After having watched Ridiculusmus’s The Exhibitionists a couple of weeks before, and on the eve of watching FM Theatre’s A Slice of Saturday Night – noisy, bawdy and unashamedly commercial – I found a certain peaceful contentment in watching ICARUS 4.
This is stranger than it sounds, since the booklet issued by the Groups for this event – and I choose my word with care – makes it clear that ICARUS 4 ‘is a non-performance performative event’ and it ‘is not a performance because it is neither structured as nor aimed at being one.’
The four young actors – Louise Ghirlando, Sandro Spina, Caroline Gatt and Stefan Aquilina – with their mentor Frank Camilleri, have been working for over two years to reach a stage where they can be considered fit and capable of giving a true performance.

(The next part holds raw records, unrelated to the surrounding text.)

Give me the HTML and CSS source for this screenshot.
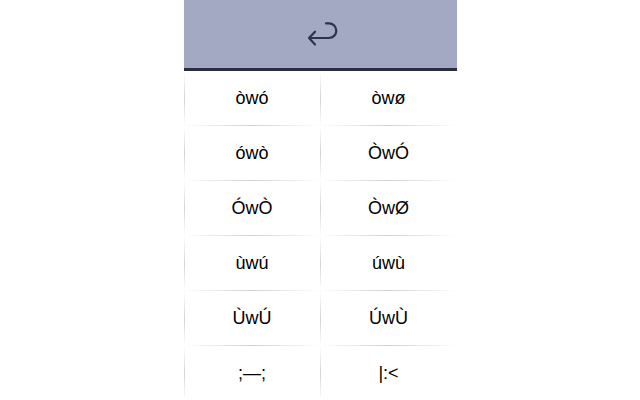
FILE: index.html
```html
<!DOCTYPE html>
<html>
<head>
<meta charset="utf-8">
<link rel="stylesheet" href="styles.css">
</head>
<body>
<div class="panel">
  <div class="header">
    <svg class="back" width="40" height="30" viewBox="0 0 40 30">
      <path d="M14 11.7 L8 18 L14 24.5 M8 18 H28 A7.3 7.3 0 0 0 28 3.4 H25" fill="none" stroke="#2b3448" stroke-width="2.2" stroke-linecap="round" stroke-linejoin="round"/>
    </svg>
  </div>
  <div class="grid">
    <div class="cell">òwó</div><div class="cell">òwø</div>
    <div class="cell">ówò</div><div class="cell">ÒwÓ</div>
    <div class="cell">ÓwÒ</div><div class="cell">ÒwØ</div>
    <div class="cell">ùwú</div><div class="cell">úwù</div>
    <div class="cell">ÙwÚ</div><div class="cell">ÚwÙ</div>
    <div class="cell">;—;</div><div class="cell">|:&lt;</div>
  </div>
</div>
</body>
</html>
```
FILE: styles.css
```css
html, body {
  margin: 0;
  padding: 0;
  background: #ffffff;
}
body {
  width: 640px;
  height: 400px;
  overflow: hidden;
  font-family: "Liberation Sans", Arial, sans-serif;
}
.panel {
  width: 273px;
  margin-left: 184px;
}
.header {
  height: 68px;
  background: #a3a8c3;
  border-bottom: 3px solid #2a2d44;
  display: flex;
  align-items: center;
  justify-content: center;
}
.back {
  display: block;
  margin-top: 1px;
}
.grid {
  display: grid;
  grid-template-columns: 136px 137px;
  grid-auto-rows: 55px;
}
.cell {
  display: flex;
  align-items: center;
  justify-content: center;
  font-size: 18px;
  color: #000;
  background:
    linear-gradient(to right, rgba(255,255,255,0), #d0d0d0 50%, rgba(255,255,255,0)) left bottom / 100% 1px no-repeat,
    linear-gradient(to bottom, rgba(255,255,255,0), #d4d4d4 50%, rgba(255,255,255,0)) left top / 1px 100% no-repeat,
    #ffffff;
}
```
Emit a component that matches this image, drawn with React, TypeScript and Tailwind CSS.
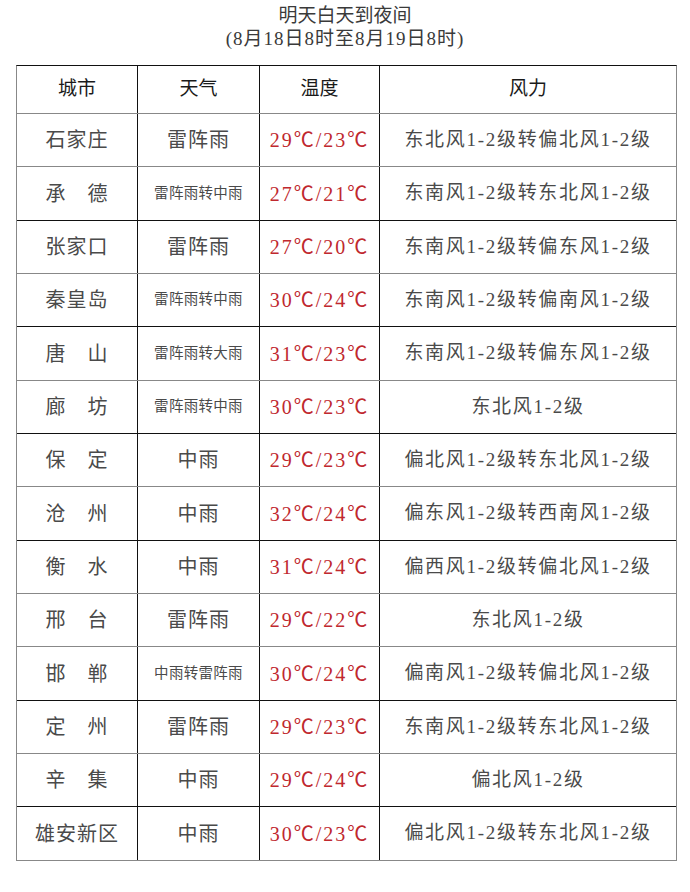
import React from 'react';

type Row = {
  city: string;
  weather: string;
  temp: string;
  wind: string;
  dark?: boolean; // bottom line drawn in black
};

const rows: Row[] = [
  { city: '石家庄', weather: '雷阵雨', temp: '29℃/23℃', wind: '东北风1-2级转偏北风1-2级' },
  { city: '承　德', weather: '雷阵雨转中雨', temp: '27℃/21℃', wind: '东南风1-2级转东北风1-2级', dark: true },
  { city: '张家口', weather: '雷阵雨', temp: '27℃/20℃', wind: '东南风1-2级转偏东风1-2级' },
  { city: '秦皇岛', weather: '雷阵雨转中雨', temp: '30℃/24℃', wind: '东南风1-2级转偏南风1-2级', dark: true },
  { city: '唐　山', weather: '雷阵雨转大雨', temp: '31℃/23℃', wind: '东南风1-2级转偏东风1-2级' },
  { city: '廊　坊', weather: '雷阵雨转中雨', temp: '30℃/23℃', wind: '东北风1-2级', dark: true },
  { city: '保　定', weather: '中雨', temp: '29℃/23℃', wind: '偏北风1-2级转东北风1-2级' },
  { city: '沧　州', weather: '中雨', temp: '32℃/24℃', wind: '偏东风1-2级转西南风1-2级', dark: true },
  { city: '衡　水', weather: '中雨', temp: '31℃/24℃', wind: '偏西风1-2级转偏北风1-2级' },
  { city: '邢　台', weather: '雷阵雨', temp: '29℃/22℃', wind: '东北风1-2级' },
  { city: '邯　郸', weather: '中雨转雷阵雨', temp: '30℃/24℃', wind: '偏南风1-2级转偏北风1-2级', dark: true },
  { city: '定　州', weather: '雷阵雨', temp: '29℃/23℃', wind: '东南风1-2级转东北风1-2级' },
  { city: '辛　集', weather: '中雨', temp: '29℃/24℃', wind: '偏北风1-2级', dark: true },
  { city: '雄安新区', weather: '中雨', temp: '30℃/23℃', wind: '偏北风1-2级转东北风1-2级' },
];

const font = { fontFamily: '"Liberation Serif", "Noto Sans CJK SC", serif' };

export default function App() {
  return (
    <div className="w-[690px] h-[892px] bg-white text-[#4a4a4a]" style={font}>
      <div className="pt-[4px] text-center text-[19px] leading-[23px] text-[#3a3a3a]">
        <div>明天白天到夜间</div>
        <div className="tracking-[1px]">(8月18日8时至8月19日8时)</div>
      </div>

      <div className="ml-[16px] mt-[15px] w-[661px] border-t border-t-[#111] border-l border-l-[#888] border-r border-r-[#888]">
        {/* 表头 */}
        <div className="grid grid-cols-[121px_122px_120px_1fr] h-[48px] border-b border-b-[#888] text-[19px] text-[#1a1a1a]">
          <div className="flex items-center justify-center border-r border-r-[#111]">城市</div>
          <div className="flex items-center justify-center border-r border-r-[#111]">天气</div>
          <div className="flex items-center justify-center border-r border-r-[#111]">温度</div>
          <div className="flex items-center justify-center">风力</div>
        </div>

        {rows.map((r) => (
          <div
            key={r.city}
            className={
              'grid grid-cols-[121px_122px_120px_1fr] h-[53.35px] border-b ' +
              (r.dark ? 'border-b-[#111]' : 'border-b-[#888]')
            }
          >
            <div className="flex items-center justify-center border-r border-r-[#111] text-[20px] tracking-[1px]">
              {r.city}
            </div>
            <div
              className={
                'flex items-center justify-center border-r border-r-[#111] ' +
                (r.weather.length > 3 ? 'text-[14.5px] tracking-[0.3px]' : 'text-[20px] tracking-[1px]')
              }
            >
              {r.weather}
            </div>
            <div className="flex items-center justify-center border-r border-r-[#111] text-[20px] tracking-[2px] text-[#c0282e]">
              {r.temp}
            </div>
            <div className="flex items-center justify-center text-[19px] tracking-[1.7px]">{r.wind}</div>
          </div>
        ))}
      </div>
    </div>
  );
}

To quote once more the solemn wording of the booklet, ‘The informing principle behind ICARUS 4 has been the guidance of aspiring performers and to organise “performance material” before it meets first the external eye of the director and second, that of the audience.’ What my fellow members of the audience and I saw was the stage reached by the four actors ‘on their journey towards performance’.
Personally I find it difficult to distinguish between a performance and a stage in the preparation for an eventual performance, which is yet worthy of being shown to outsiders. We were not watching a rehearsal, it was made clear, but performers who are seeking the techniques and inner qualities they will need if they are to embark on an acting career.
Like the others, I was there as a ‘witness to a unique event’, I was told, and not as an audience in the normal sense of the word. The trouble is that on learning this I was forced to view the ‘event’ solely from the outside. Like a witness of an event that later ends up in court, I found myself watching the performers as they went through their elaborate movements, noticing the brief moments where the four successive performances overlapped, and listening to their explorations of vocal textures.
It was only when I read the programme/booklet after the performances or what have you were over that I learned, for instance, that Caroline Gatt was working on Odile and Odette, the good and the evil twins from Swan Lake, or that Sandro Spina was Milvus, breeze and dream vendor. I had not perceived any deep connection between Gatt’s exclamation, ‘Vanity of vanities, all is vanity’, which was subsequently echoed by another performer, Stefan Aquilina (Pink – the Inept/Free Dreamer) and her subsequent behaviour and, to be frank, I never realised she was playing two physically but deeply contrasted beings. Putting on a performance and trying to convince oneself and the audience it is not a performance can create its problems.
But no more objections. I have no doubt that the long apprenticeship of these four talented performers has borne plenty of fruit. They were all in beautiful physical control of their movements around the studio area, their gestures and of their periods of silence. They all used minimal props – a shawl, a lantern, a stick, large wooden hairpins – in a way that was theatrically effective, even if all too often I could not fathom what they were at. I was also much impressed by Louise Ghirlando’s experiments with different vocal tones and dynamics.
These four young people now need to be off the leash. I hope that when they are allowed to perform in the fullest sense of the word, they are also allowed to perform something that can not only hold an audience but also communicate with it.
Groups for Human Encounter must remember that if they truly care to have an audience that will come back again and again, their performances must go out to them. I am sure they will always stay away from commercial theatre – and I rejoice to think that there are some performers in this country who insist on doing this – but it is, I think, a mistake to aim solely at a select audience of admirers. Great theatre has always aimed at larger audiences.